Jerusalem, Israel/Shanghai, China/Cairo, Egypt/Stockholm, Sweden - 1 Party
- Stretching from Western Europe to the Far East, the presidential hopefuls threw parties across the world. Obama took advantage of his international appeal with several receptions in Sweden, Egypt, and China. Only one of these was thrown for Romney; a $50,000/couple event in Jerusalem that some called a "love fest," yet left others outraged by his remarks on Palestinian culture. But at least it raised over $1 million, thanks in part to conservative mega-donor Sheldon Adelson.
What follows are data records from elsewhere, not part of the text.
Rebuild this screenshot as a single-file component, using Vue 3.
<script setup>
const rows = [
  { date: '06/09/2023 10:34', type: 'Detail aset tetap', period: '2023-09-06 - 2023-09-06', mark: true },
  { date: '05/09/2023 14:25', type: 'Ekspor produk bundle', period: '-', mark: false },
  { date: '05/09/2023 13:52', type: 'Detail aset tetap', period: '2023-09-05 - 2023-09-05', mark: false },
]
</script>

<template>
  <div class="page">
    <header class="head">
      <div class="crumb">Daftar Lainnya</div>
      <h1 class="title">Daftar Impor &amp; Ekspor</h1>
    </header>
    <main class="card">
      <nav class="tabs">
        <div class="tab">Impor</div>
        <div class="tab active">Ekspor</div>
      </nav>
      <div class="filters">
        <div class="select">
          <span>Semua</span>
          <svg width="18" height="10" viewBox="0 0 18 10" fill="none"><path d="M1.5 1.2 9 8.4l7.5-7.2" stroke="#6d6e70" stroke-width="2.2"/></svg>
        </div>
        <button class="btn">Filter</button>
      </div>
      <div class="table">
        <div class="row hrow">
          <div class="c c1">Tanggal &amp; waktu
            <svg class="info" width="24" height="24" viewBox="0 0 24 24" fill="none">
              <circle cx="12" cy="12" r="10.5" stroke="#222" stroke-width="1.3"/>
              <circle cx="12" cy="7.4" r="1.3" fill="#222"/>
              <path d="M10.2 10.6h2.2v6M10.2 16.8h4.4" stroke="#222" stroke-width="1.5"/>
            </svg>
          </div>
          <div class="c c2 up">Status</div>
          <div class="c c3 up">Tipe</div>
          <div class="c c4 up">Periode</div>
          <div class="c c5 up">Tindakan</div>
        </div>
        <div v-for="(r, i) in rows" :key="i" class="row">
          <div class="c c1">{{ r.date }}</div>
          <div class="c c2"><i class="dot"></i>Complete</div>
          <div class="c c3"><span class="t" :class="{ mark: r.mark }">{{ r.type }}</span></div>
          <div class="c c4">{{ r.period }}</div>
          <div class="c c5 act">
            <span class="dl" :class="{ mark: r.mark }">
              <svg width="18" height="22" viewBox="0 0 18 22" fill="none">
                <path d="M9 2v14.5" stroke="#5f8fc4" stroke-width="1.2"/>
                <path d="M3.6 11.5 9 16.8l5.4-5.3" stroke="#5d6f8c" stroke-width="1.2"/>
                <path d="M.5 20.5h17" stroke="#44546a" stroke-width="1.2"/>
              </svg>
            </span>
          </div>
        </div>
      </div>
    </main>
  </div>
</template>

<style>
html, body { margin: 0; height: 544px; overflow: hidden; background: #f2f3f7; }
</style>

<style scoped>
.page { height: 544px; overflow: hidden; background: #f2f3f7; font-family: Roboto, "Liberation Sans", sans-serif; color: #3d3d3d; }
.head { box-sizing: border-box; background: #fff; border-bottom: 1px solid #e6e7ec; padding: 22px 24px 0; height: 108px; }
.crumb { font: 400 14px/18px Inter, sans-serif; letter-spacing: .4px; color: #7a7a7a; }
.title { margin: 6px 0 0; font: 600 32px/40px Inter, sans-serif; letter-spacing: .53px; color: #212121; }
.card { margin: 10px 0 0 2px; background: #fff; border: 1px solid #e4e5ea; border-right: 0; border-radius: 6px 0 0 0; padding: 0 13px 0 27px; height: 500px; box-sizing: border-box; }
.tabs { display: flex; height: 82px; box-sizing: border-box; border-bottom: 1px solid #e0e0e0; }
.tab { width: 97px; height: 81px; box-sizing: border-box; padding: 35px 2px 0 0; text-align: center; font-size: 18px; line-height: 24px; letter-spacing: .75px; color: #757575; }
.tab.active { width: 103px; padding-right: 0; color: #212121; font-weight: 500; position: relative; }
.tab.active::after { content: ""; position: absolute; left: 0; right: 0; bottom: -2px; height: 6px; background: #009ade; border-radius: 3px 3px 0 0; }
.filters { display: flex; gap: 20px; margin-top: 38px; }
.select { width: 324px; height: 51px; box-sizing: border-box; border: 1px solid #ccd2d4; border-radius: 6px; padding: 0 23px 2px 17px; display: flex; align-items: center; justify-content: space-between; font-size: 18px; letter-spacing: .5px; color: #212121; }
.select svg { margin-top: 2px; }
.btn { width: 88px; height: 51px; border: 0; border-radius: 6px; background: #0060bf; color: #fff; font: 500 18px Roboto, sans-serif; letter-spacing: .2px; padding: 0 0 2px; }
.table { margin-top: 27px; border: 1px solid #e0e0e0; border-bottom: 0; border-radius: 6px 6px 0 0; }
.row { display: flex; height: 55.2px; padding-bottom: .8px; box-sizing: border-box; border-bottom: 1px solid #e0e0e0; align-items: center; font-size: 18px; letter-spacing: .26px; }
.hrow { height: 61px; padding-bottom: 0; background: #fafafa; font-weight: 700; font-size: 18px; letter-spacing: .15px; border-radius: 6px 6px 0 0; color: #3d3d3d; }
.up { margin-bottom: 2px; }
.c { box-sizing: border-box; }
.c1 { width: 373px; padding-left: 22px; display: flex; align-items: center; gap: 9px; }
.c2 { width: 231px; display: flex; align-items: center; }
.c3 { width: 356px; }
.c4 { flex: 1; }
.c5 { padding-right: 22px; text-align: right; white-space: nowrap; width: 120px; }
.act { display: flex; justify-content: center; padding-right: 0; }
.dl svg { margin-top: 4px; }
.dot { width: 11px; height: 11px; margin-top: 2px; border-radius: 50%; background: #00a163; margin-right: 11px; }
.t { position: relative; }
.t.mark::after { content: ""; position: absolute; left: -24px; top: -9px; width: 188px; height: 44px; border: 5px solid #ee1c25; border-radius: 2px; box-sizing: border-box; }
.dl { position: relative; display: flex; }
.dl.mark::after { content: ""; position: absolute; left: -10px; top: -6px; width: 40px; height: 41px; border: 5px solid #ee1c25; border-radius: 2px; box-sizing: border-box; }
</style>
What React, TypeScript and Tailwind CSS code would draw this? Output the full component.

Of course, all the donors at those overseas fundraisers were American citizens -- or should have been.
Bonus PT Fundraiser of the Year
We here at Party Time see a lot of events happening across the country every single day. But there is one party that stands out from the rest - Montana Sen. Jon Tester's "Best Seats in the World" sweepstakes. Pearl Jam bassist Jeff Ament is a longtime friend of Tester’s, and the two paired up to offer supporters some extra special tickets to the band’s concert at Missoula. It’s a bold claim, but here’s what it entailed – grand prize winners got sit in recliners on-stage during a Sept. 30 performance, VIP passes backstage, admission to pre-show events with the band and Tester, and hotel and airfare expenses. OK, so those definitely live up to the hype. And although the contest is long over, PT salutes the winner - with that killer beard and mustache combo, Steve from Billings definitely deserves it.
So there you have it. The entire fundraising year (mostly) covered in a single post. We have seen parties in 47 states (sorry West Virginia, Mississippi and South Dakota--but have reminded you lately what to do if we missed parties in you state?) and even around the world, hosted by thousands of people of all different political backgrounds. Now we just have to wait for Election Day to see if all those parties contributed to a successful campaign, or if all that champagne was popped in vain.